======== DATA SEGMENT

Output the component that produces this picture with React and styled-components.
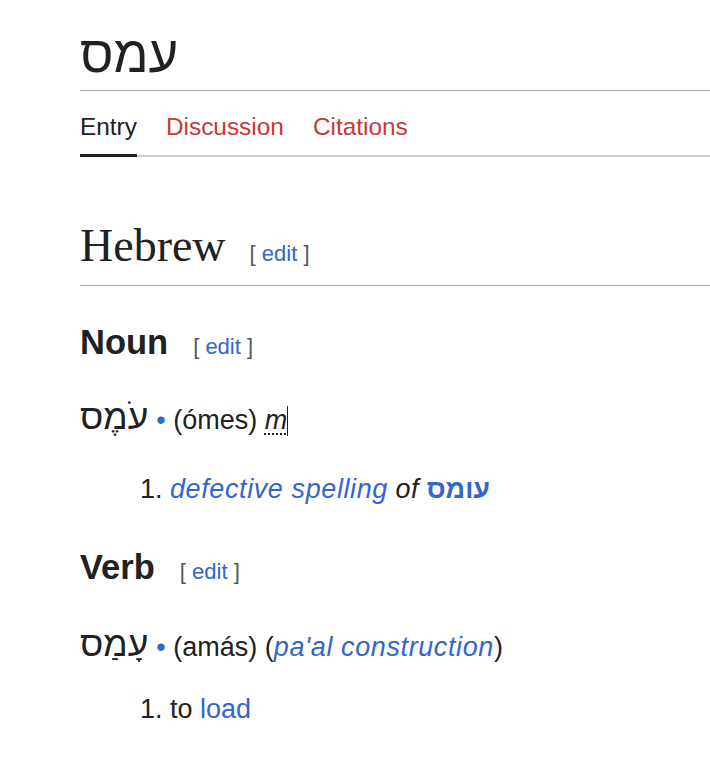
import React from "react";
import styled, { createGlobalStyle } from "styled-components";

const Global = createGlobalStyle`
  html, body {
    margin: 0;
    padding: 0;
    background: #fff;
  }
  body {
    color: #202122;
    font-family: "Liberation Sans", Arial, "DejaVu Sans", sans-serif;
  }
`;

const Page = styled.div`
  padding-left: 80px;
`;

const Title = styled.h1`
  margin: 25px 0 0;
  padding-bottom: 5px;
  font-size: 51px;
  font-weight: normal;
  line-height: 60px;
  border-bottom: 1px solid #a2a9b1;
`;

const Tabs = styled.nav`
  display: flex;
  gap: 29px;
  border-bottom: 2px solid #c8ccd1;
`;

const Tab = styled.a`
  padding: 21px 0 12px;
  font-size: 24.4px;
  line-height: 30px;
  color: ${(p) => (p.$active ? "#202122" : "#c63a2f")};
  border-bottom: 3px solid ${(p) => (p.$active ? "#202122" : "transparent")};
  margin-bottom: -2px;
  text-decoration: none;
`;

const LangHeading = styled.h2`
  margin: 60px 0 0;
  padding-bottom: 3px;
  font-family: "Liberation Serif", "Times New Roman", serif;
  font-size: 46px;
  font-weight: normal;
  line-height: 57px;
  border-bottom: 1px solid #a2a9b1;
`;

const PosHeading = styled.h3`
  margin: ${(p) => p.$top}px 0 0;
  font-size: 34.5px;
  font-weight: bold;
  line-height: 42px;
`;

const Edit = styled.span`
  margin-left: ${(p) => p.$gap || 24}px;
  font-family: "Liberation Sans", Arial, sans-serif;
  font-size: 22px;
  font-weight: normal;
  color: #54595d;
`;

const Link = styled.a`
  color: #3366cc;
  text-decoration: none;
  font-style: ${(p) => (p.$italic ? "italic" : "normal")};
  font-weight: ${(p) => (p.$bold ? "bold" : "normal")};
  letter-spacing: ${(p) => (p.$italic ? "0.6px" : "normal")};
`;

const HeadLine = styled.p`
  margin: ${(p) => p.$top}px 0 0;
  font-size: 27px;
  line-height: 40px;
`;

const Headword = styled.strong`
  font-size: 35.5px;
  font-weight: normal;
  line-height: 1;
`;

const Bullet = styled.span`
  color: #3366cc;
  margin-left: 8px;
`;

const Gender = styled.abbr`
  font-style: italic;
  text-decoration: underline dotted 2px;
  text-underline-offset: 4px;
`;

const Caret = styled.span`
  display: inline-block;
  width: 1px;
  height: 30px;
  background: #202122;
  vertical-align: -7px;
`;

const Senses = styled.ol`
  margin: ${(p) => p.$top}px 0 0;
  padding-left: 90px;
  font-size: 27px;
  line-height: 40px;
`;

const Em = styled.i`
  letter-spacing: 0.6px;
`;

export default function App() {
  return (
    <Page>
      <Global />
      <Title>עמס</Title>
      <Tabs>
        <Tab $active>Entry</Tab>
        <Tab>Discussion</Tab>
        <Tab>Citations</Tab>
      </Tabs>

      <LangHeading>
        Hebrew
        <Edit>
          [ <Link>edit</Link> ]
        </Edit>
      </LangHeading>

      <PosHeading $top={35}>
        Noun
        <Edit $gap={25}>
          [ <Link>edit</Link> ]
        </Edit>
      </PosHeading>
      <HeadLine $top={32}>
        <Headword lang="he" dir="rtl">עֹמֶס</Headword>
        <Bullet>•</Bullet> (ómes) <Gender title="masculine">m</Gender>
        <Caret />
      </HeadLine>
      <Senses $top={29}>
        <li>
          <Link $italic>defective spelling</Link> <Em>of</Em>{" "}
          <Link $bold lang="he">עומס</Link>
        </li>
      </Senses>

      <PosHeading $top={37}>
        Verb
        <Edit $gap={25}>
          [ <Link>edit</Link> ]
        </Edit>
      </PosHeading>
      <HeadLine $top={34}>
        <Headword lang="he" dir="rtl">עָמַס</Headword>
        <Bullet>•</Bullet> (amás) (<Link $italic>pa'al construction</Link>)
      </HeadLine>
      <Senses $top={22}>
        <li>
          to <Link>load</Link>
        </li>
      </Senses>
    </Page>
  );
}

================

YOUR OBJECTIVE: Show every line where the string "components" appears.

OUTPUT OF THE EXERCISE:
Output the component that produces this picture with React and styled-components.
import styled, { createGlobalStyle } from "styled-components";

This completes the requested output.